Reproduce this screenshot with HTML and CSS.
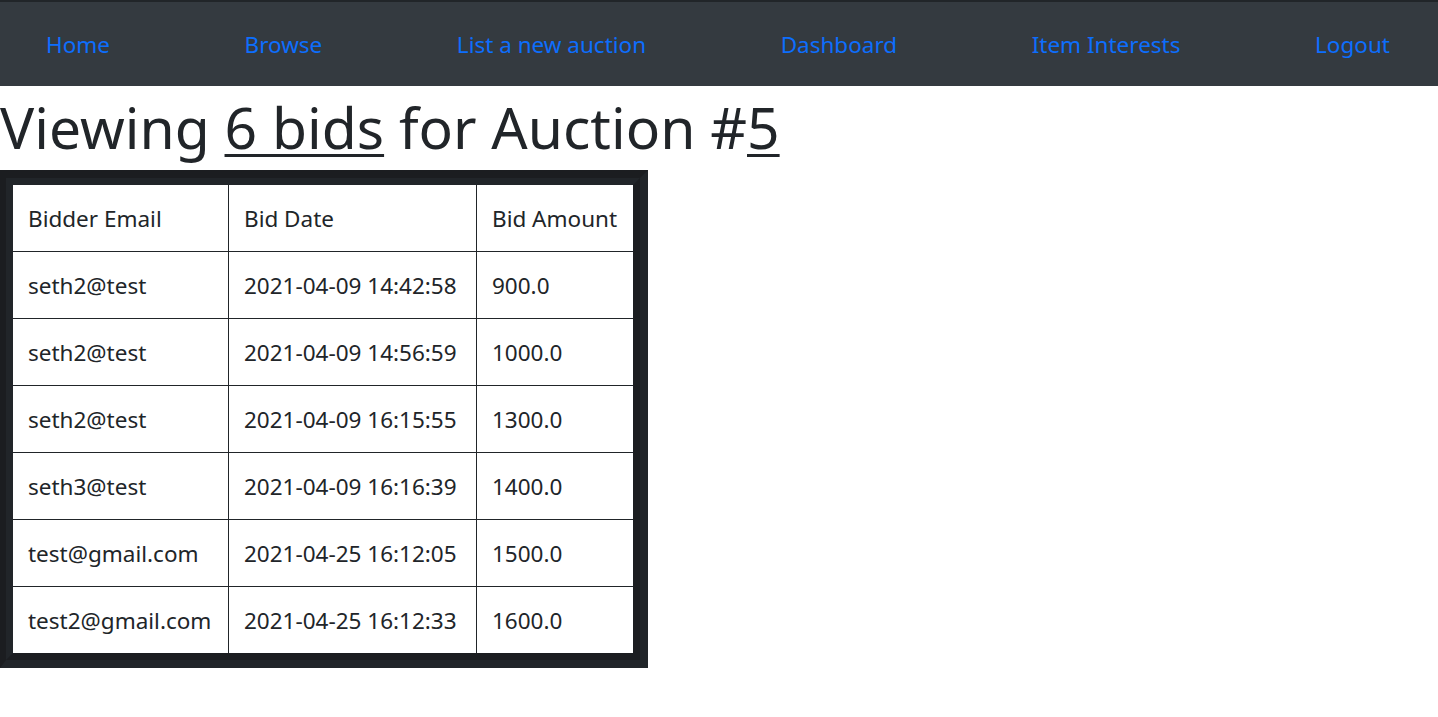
FILE: index.html
```html
<!DOCTYPE html>
<html lang="en">
<head>
<meta charset="utf-8">
<title>Bids for Auction #5</title>
<link rel="stylesheet" href="styles.css">
</head>
<body>
<nav class="navbar">
  <a href="#">Home</a>
  <a href="#">Browse</a>
  <a href="#">List a new auction</a>
  <a href="#">Dashboard</a>
  <a href="#">Item Interests</a>
  <a href="#">Logout</a>
</nav>
<h1 class="title">Viewing <a href="#">6 bids</a> for Auction #<a href="#">5</a></h1>
<div class="table-frame">
<table class="bids">
  <thead>
    <tr><th class="c1">Bidder Email</th><th class="c2">Bid Date</th><th class="c3">Bid Amount</th></tr>
  </thead>
  <tbody>
    <tr><td>seth2@test</td><td>2021-04-09 14:42:58</td><td>900.0</td></tr>
    <tr><td>seth2@test</td><td>2021-04-09 14:56:59</td><td>1000.0</td></tr>
    <tr><td>seth2@test</td><td>2021-04-09 16:15:55</td><td>1300.0</td></tr>
    <tr><td>seth3@test</td><td>2021-04-09 16:16:39</td><td>1400.0</td></tr>
    <tr><td>test@gmail.com</td><td>2021-04-25 16:12:05</td><td>1500.0</td></tr>
    <tr><td>test2@gmail.com</td><td>2021-04-25 16:12:33</td><td>1600.0</td></tr>
  </tbody>
</table>
</div>
</body>
</html>
```
FILE: styles.css
```css
html, body {
  margin: 0;
  padding: 0;
  background: #ffffff;
  color: #212529;
  font-family: "Noto Sans", "Open Sans", sans-serif;
}

.navbar {
  display: flex;
  justify-content: space-between;
  align-items: center;
  height: 84px;
  padding: 0 48px 0 46px;
  background: #343a40;
  border-top: 2px solid #212529;
}

.navbar a {
  color: #0d6efd;
  text-decoration: none;
  font-size: 22.5px;
  line-height: 1;
  padding-top: 2px;
}

.title {
  margin: 0;
  font-size: 57px;
  font-weight: 400;
  line-height: 82px;
  height: 84px;
  color: #212529;
}

.title a {
  color: #212529;
  text-decoration: underline;
  text-decoration-thickness: 3px;
  text-underline-offset: 5px;
}

.table-frame {
  display: inline-block;
  border-style: solid;
  border-width: 8px 8px 8px 6px;
  border-color: #1b1d20 #212529 #212529 #1b1d20;
}

.bids {
  border-collapse: separate;
  border-spacing: 0;
  border-style: solid;
  border-width: 7px;
  border-color: #212529 #1b1d20 #1b1d20 #212529;
  background: #fff;
  font-size: 22.5px;
}

.bids th,
.bids td {
  border-right: 1px solid #212529;
  border-bottom: 1px solid #212529;
  padding: 0 0 0 15px;
  height: 66px;
  text-align: left;
  font-weight: 400;
  white-space: nowrap;
  box-sizing: content-box;
}

.bids th:last-child,
.bids td:last-child {
  border-right: none;
}

.bids tbody tr:last-child td {
  border-bottom: none;
}

.bids .c1 { width: 200px; }
.bids .c2 { width: 232px; }
.bids .c3 { width: 141px; }
```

= = = = =

## [Challenge]
Each line above is to be copied verbatim. Drop any image from the copy.

## [Solution to the problem]
Reproduce this screenshot with HTML and CSS.
FILE: index.html
```html
<!DOCTYPE html>
<html lang="en">
<head>
<meta charset="utf-8">
<title>Bids for Auction #5</title>
<link rel="stylesheet" href="styles.css">
</head>
<body>
<nav class="navbar">
  <a href="#">Home</a>
  <a href="#">Browse</a>
  <a href="#">List a new auction</a>
  <a href="#">Dashboard</a>
  <a href="#">Item Interests</a>
  <a href="#">Logout</a>
</nav>
<h1 class="title">Viewing <a href="#">6 bids</a> for Auction #<a href="#">5</a></h1>
<div class="table-frame">
<table class="bids">
  <thead>
    <tr><th class="c1">Bidder Email</th><th class="c2">Bid Date</th><th class="c3">Bid Amount</th></tr>
  </thead>
  <tbody>
    <tr><td>seth2@test</td><td>2021-04-09 14:42:58</td><td>900.0</td></tr>
    <tr><td>seth2@test</td><td>2021-04-09 14:56:59</td><td>1000.0</td></tr>
    <tr><td>seth2@test</td><td>2021-04-09 16:15:55</td><td>1300.0</td></tr>
    <tr><td>seth3@test</td><td>2021-04-09 16:16:39</td><td>1400.0</td></tr>
    <tr><td>test@gmail.com</td><td>2021-04-25 16:12:05</td><td>1500.0</td></tr>
    <tr><td>test2@gmail.com</td><td>2021-04-25 16:12:33</td><td>1600.0</td></tr>
  </tbody>
</table>
</div>
</body>
</html>
```
FILE: styles.css
```css
html, body {
  margin: 0;
  padding: 0;
  background: #ffffff;
  color: #212529;
  font-family: "Noto Sans", "Open Sans", sans-serif;
}

.navbar {
  display: flex;
  justify-content: space-between;
  align-items: center;
  height: 84px;
  padding: 0 48px 0 46px;
  background: #343a40;
  border-top: 2px solid #212529;
}

.navbar a {
  color: #0d6efd;
  text-decoration: none;
  font-size: 22.5px;
  line-height: 1;
  padding-top: 2px;
}

.title {
  margin: 0;
  font-size: 57px;
  font-weight: 400;
  line-height: 82px;
  height: 84px;
  color: #212529;
}

.title a {
  color: #212529;
  text-decoration: underline;
  text-decoration-thickness: 3px;
  text-underline-offset: 5px;
}

.table-frame {
  display: inline-block;
  border-style: solid;
  border-width: 8px 8px 8px 6px;
  border-color: #1b1d20 #212529 #212529 #1b1d20;
}

.bids {
  border-collapse: separate;
  border-spacing: 0;
  border-style: solid;
  border-width: 7px;
  border-color: #212529 #1b1d20 #1b1d20 #212529;
  background: #fff;
  font-size: 22.5px;
}

.bids th,
.bids td {
  border-right: 1px solid #212529;
  border-bottom: 1px solid #212529;
  padding: 0 0 0 15px;
  height: 66px;
  text-align: left;
  font-weight: 400;
  white-space: nowrap;
  box-sizing: content-box;
}

.bids th:last-child,
.bids td:last-child {
  border-right: none;
}

.bids tbody tr:last-child td {
  border-bottom: none;
}

.bids .c1 { width: 200px; }
.bids .c2 { width: 232px; }
.bids .c3 { width: 141px; }
```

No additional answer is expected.